Online banking is convenient, and often the best interest rates are available on internet accounts only – but it’s also a bonanza for fraudsters. The banks are improving the situation for their customers, but it’s too little, too late.
They are desperate to get us all to migrate online, but for their benefit, not ours.
It’s much, much cheaper for them to have us banking on the internet, instead of doing annoying things like coming into a branch or writing cheques.
I’m no Luddite. Technology advances. Cash machines are a definite improvement on quill pens. The problem is that the consumer protection regime has not evolved to keep pace.
That has left customers vulnerable both to clever fraudsters and to their own minor errors that can have major consequences.
If my personal experience is anything to go by, the system is absolutely infested with cynical cyber-criminals, and you don’t have to be particularly gullible to be taken in.
I recently received an email, apparently from Amazon, saying there was a problem with a payment and asking me to click a link and re-enter my details.
As I had just made an order, and the email looked totally convincing, it almost had me fooled.
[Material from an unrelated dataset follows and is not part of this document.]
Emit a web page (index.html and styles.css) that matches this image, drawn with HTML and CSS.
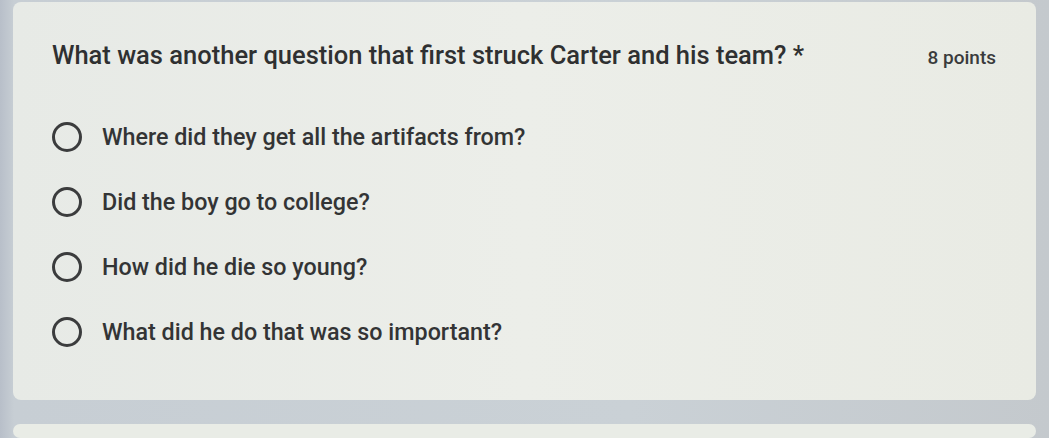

Fortunately, I’m a bit of a detail freak so I checked the order number on the email against my Amazon account: it didn’t match. A narrow escape.
My mum was targeted by criminals impersonating HMRC and asking for her online bank details. Luckily, she contacted me first and didn’t divulge them.
Then my husband had a large sum siphoned out of his online account shortly after he opened it. Thanks to the excellent response from TSB, it was refunded promptly, but not everyone is so lucky because you don’t automatically have the right to a refund in the case of online banking fraud.
The bank can refuse if you were grossly negligent, and that is open to interpretation.
A scammer might have been very convincing indeed – but the bank can still argue you were grossly negligent if you were taken in and gave them your details. Even if you get your money back, you’re still likely to face a period of stress.
Apart from fraud, millions of pounds also goes AWOL as a result of errors when people accidentally enter the wrong sort code or account number to transfer money. At present, there is no check against a recipient’s name.
Keying in one wrong digit is an easy mistake to make, particularly for people who aren’t that used to computers, but it might not be straightforward to put right, as many have found to their cost. Some unfortunate people have lost very large sums.
If you’re thinking the banks aren’t doing enough to help their customers, I’d agree with you.
In the case of mistaken transfers, there is normally a UK bank on the other end of the error, with one of their account-holders receiving the cash. So you might wonder why the banks don’t act between themselves to help their customers retrieve lost or stolen funds.
They have been reluctant to do so, leaving customers to turn sleuth and hunt down missing money by themselves.
Banks cite their duty to protect the privacy of their account holders, but that shouldn’t act as a blanket excuse for not investigating fraud and disputes.
As for errors, there are plans afoot to protect customers, by introducing a check of the sort code and account number against the name of the recipient, though that is still some years away.
If you’re wondering why they haven’t introduced this basic, common sense protection already, well, so am I.
As one of a dwindling band of online banking refuseniks, I’ve become used to the tone that creeps into the voices of staff in the branch, or on the phone. You know the one, that faint tinge of patronising kindness people use with the dim-witted.
I’m not a technophobe: I love my gadgets and devices and I’m as addicted to social media as a nerdy teen. But until the banks improve the protection for customers, I’m giving online banking a wide berth.